- Born: 28 January 1940 (age 86) London, UK
- Occupation: Television director and producer
- Years active: 1960s－
- Children: 4

= Peter Cregeen =

British television director, producer and executive

Peter Cregeen (born 28 January 1940 in London, England) is a British television director, producer and executive. He was the original director of ITV's successful police drama The Bill, and made a substantial contribution to the series thereafter. He also served as Head of Series for BBC television drama between 1989 and 1993, which included cancelling Doctor Who after its 26th season and several years of poor viewing figures.

==Career==
Cregeen began directing for television in the 1960s and producing in the 1970s. During the 1960s, 70s, and 80s he worked on numerous popular television series, including: The Troubleshooters (1965); King of the River (1966); Out of the Unknown (1969; 1971); The Onedin Line (1971; 1976); The Sandbaggers (1978); Colditz (1972; 1974) and Wings (1977–1978).

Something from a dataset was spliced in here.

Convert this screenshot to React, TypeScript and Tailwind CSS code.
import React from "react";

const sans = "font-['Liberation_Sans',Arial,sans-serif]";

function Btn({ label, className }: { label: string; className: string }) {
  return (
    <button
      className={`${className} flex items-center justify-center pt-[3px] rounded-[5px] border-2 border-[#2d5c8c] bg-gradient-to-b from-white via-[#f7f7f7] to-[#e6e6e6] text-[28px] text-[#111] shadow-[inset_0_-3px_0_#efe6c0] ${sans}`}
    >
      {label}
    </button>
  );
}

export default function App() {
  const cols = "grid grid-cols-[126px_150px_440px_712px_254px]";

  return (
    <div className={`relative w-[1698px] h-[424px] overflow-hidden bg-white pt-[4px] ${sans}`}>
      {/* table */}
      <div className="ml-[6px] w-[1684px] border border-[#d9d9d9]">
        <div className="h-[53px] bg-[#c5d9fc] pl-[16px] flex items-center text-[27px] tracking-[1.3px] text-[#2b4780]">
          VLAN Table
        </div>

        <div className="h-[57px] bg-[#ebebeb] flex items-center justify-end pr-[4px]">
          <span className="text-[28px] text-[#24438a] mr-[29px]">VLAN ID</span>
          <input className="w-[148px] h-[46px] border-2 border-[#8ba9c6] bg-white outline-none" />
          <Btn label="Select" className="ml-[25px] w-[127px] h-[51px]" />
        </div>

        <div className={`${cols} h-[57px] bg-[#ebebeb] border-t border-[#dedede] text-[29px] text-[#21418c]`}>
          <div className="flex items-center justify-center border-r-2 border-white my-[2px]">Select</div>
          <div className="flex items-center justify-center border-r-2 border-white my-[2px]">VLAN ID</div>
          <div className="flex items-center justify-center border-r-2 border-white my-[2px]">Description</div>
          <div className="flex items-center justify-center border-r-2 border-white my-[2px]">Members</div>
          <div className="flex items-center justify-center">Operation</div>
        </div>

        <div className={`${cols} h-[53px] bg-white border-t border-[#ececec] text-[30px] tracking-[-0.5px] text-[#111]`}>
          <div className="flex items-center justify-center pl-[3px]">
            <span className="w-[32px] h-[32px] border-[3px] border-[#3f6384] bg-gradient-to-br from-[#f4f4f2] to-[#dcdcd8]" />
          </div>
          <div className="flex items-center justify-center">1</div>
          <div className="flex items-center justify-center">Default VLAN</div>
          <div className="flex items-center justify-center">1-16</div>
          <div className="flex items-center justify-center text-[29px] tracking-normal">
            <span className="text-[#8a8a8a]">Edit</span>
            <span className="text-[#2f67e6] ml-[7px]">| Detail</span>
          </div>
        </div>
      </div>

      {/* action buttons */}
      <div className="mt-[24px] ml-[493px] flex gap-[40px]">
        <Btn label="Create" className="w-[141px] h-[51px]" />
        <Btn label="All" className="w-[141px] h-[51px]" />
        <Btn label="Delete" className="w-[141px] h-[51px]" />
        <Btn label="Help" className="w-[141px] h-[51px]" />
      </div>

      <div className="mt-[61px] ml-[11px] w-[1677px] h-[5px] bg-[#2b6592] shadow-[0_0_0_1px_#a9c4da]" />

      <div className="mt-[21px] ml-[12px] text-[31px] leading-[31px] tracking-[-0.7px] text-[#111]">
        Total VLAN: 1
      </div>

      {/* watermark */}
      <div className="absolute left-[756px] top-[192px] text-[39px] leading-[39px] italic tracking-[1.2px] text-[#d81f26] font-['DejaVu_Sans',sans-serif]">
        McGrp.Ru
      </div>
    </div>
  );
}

Cregeen has worked on various police dramas, including: The Gentle Touch (1980); The Expert (1969); Softly Softly (1969–1972); Z-Cars (1965); Juliet Bravo (1983), and the pilot to ITV's successful long-running drama, The Bill, which was originally named Woodentop (1983). As original director, Cregeen was responsible for The Bills "distinctive and atmospheric feel", which he created by adopting a "fly-on-the-wall documentary style" with a single handheld camera. The response to Woodentop was so positive that within a month Thames Television had commissioned a 12 part series, which was renamed The Bill. Cregeen remained with The Bill, directing and producing between 1984 and 1987, and rose to executive producer between 1988 and 1989. Cregeen worked on The Bill during "its most popular period" when it switched in 1988 from a series to a year-round, twice-weekly half-hour format. He left the series and ITV in 1989 to become Head of Series at the BBC, later poaching fellow producer of The Bill Michael Ferguson to become executive producer of the BBC's flagship soap opera, EastEnders.

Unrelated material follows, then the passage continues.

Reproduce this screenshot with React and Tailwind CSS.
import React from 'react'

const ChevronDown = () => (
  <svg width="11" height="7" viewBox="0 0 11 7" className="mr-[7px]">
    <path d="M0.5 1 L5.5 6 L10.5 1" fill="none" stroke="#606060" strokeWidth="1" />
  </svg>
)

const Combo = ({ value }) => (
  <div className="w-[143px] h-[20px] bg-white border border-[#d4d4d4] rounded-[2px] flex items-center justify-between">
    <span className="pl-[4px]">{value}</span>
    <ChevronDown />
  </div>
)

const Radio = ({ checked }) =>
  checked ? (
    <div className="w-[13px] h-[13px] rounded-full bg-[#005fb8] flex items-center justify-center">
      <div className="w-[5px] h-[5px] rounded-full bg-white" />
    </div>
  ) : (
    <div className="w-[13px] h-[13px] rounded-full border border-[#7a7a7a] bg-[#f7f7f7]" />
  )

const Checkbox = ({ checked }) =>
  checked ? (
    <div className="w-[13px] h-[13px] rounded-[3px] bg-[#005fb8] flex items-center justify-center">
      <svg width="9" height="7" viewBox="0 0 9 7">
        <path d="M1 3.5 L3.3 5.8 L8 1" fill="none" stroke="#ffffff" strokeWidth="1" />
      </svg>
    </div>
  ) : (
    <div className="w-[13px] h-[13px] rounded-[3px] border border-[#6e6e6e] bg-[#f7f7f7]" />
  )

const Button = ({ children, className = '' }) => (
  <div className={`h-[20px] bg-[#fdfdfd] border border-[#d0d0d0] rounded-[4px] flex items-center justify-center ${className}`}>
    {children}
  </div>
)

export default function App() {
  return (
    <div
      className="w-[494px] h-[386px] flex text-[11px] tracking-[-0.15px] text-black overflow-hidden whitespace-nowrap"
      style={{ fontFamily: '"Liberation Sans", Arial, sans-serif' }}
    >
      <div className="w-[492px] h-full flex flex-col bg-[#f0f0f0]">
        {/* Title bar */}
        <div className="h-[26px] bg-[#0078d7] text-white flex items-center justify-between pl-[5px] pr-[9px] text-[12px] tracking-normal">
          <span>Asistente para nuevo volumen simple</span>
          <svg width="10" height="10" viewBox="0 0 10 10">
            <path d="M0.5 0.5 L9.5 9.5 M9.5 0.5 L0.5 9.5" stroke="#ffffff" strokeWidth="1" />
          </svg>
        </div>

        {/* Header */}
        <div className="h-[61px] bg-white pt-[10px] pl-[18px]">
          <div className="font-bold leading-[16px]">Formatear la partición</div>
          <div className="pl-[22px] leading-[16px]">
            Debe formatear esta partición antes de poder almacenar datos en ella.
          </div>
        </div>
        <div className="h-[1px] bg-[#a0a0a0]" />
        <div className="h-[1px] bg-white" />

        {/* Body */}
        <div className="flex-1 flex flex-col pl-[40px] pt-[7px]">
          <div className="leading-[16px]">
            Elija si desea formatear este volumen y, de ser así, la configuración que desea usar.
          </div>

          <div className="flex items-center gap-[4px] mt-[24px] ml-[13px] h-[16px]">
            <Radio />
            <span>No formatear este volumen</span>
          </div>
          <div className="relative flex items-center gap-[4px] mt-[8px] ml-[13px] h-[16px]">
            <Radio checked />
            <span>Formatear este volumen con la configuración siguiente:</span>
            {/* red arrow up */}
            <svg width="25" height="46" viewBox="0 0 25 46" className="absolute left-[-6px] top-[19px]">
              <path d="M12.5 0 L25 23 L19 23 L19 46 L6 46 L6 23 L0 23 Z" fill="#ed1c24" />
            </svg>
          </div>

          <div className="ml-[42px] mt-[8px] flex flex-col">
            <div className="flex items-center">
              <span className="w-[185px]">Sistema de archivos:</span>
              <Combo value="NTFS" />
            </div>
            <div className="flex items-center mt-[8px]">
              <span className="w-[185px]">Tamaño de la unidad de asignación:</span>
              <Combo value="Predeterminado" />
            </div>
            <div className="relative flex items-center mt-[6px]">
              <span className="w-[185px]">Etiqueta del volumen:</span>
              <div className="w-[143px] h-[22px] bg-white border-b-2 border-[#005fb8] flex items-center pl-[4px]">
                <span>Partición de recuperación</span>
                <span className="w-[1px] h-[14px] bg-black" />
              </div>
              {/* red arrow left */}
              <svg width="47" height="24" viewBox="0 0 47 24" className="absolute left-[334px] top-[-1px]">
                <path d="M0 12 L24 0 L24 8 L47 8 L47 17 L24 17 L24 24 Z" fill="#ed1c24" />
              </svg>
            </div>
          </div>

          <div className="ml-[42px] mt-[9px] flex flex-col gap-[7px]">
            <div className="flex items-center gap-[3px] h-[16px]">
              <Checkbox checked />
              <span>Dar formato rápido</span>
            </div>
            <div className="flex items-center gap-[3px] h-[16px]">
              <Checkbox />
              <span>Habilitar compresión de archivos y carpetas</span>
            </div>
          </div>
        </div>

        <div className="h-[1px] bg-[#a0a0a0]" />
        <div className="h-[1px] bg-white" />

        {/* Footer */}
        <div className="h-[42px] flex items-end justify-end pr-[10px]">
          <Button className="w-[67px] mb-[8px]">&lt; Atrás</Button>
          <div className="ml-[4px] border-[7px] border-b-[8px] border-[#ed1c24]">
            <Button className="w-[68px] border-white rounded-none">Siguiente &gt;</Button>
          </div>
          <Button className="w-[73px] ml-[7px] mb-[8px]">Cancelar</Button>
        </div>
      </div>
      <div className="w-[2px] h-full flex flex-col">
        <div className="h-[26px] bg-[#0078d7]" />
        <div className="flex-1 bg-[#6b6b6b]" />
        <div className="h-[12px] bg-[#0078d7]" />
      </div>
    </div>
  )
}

As Head of Series at the BBC, Cregeen was responsible for the Corporation's one-off and returning drama series. During his tenure, Cregeen made the controversial decision to cancel the long-running science fiction programme Doctor Who following the end of its 26th season in 1989. At the time, Cregeen told fans to expect a longer than usual wait for series 27, though he promised it would return. However Doctor Who did not return as an ongoing series on the BBC until 2005, without Cregeen's involvement, 16 years later. In 2007, Cregeen and various other BBC staff gave the reasons for the cancellation of Doctor Who on a documentary entitled "End Game", which is featured on 26th series DVD Survival. Reasons given included a general feeling at the BBC that the series needed a "rest", plummeting ratings—partly a result of being broadcast in direct competition to ITV's highest rated programme, Coronation Street—and a general disdain for science fiction among BBC staff at the time. In 2013, during an interview to mark the 50th anniversary of the series, Doctor Who executive producer Steven Moffat described the decision to abandon Doctor Who in 1989 as a decision of "outright stupidity and unforgivable blindness."

Cregeen continued to produce various programmes for the BBC, having previously been the executive producer for BBC TV's Not a Penny More, Not a Penny Less in 1990—a two-part miniseries based on Jeffrey Archer's best-selling book—and he also produced for A Question of Guilt in 1993. In 1993 a Doctor Who feature length film to mark the series' 30th anniversary was planned, with Cregeen taking on the role as producer; however production of the film, The Dark Dimension, was terminated by the BBC for "financial and logistical reasons."

Cregeen remained "Head of Series" at the BBC until May 1993, when he was replaced by Michael Wearing. He has worked on numerous projects for ITV and the BBC since, and was responsible for commissioning Carlton Television's successful drama Peak Practice in 1993. Cregeen has also been involved in theatre, working alongside multimillionairess, Janet Holmes à Court, to encourage TV writers to contribute to her stage productions.

He resumed producing and directing of The Bill throughout the 1990s and early 2000s, and produced The Choir, a five-part adaptation of the novel by Joanna Trollope, for the BBC (1994–1995). From 1999 to 2000 he produced for ITV's Midsomer Murders, and in 2001 he was appointed series executive producer of ITV's new soap opera Night and Day, which revolved around the lives of six very different families. He commented "We're making a soap that's modern, romantic and aspirational – a programme from a different perspective and in some ways a more realistic perspective. It's modern, sexy and fun with a very dark undercurrent." The soap was relatively unsuccessful, and was axed in 2003. Cregeen's latest directorial TV credit was for a 2003 episode of the popular BBC medical drama Casualty.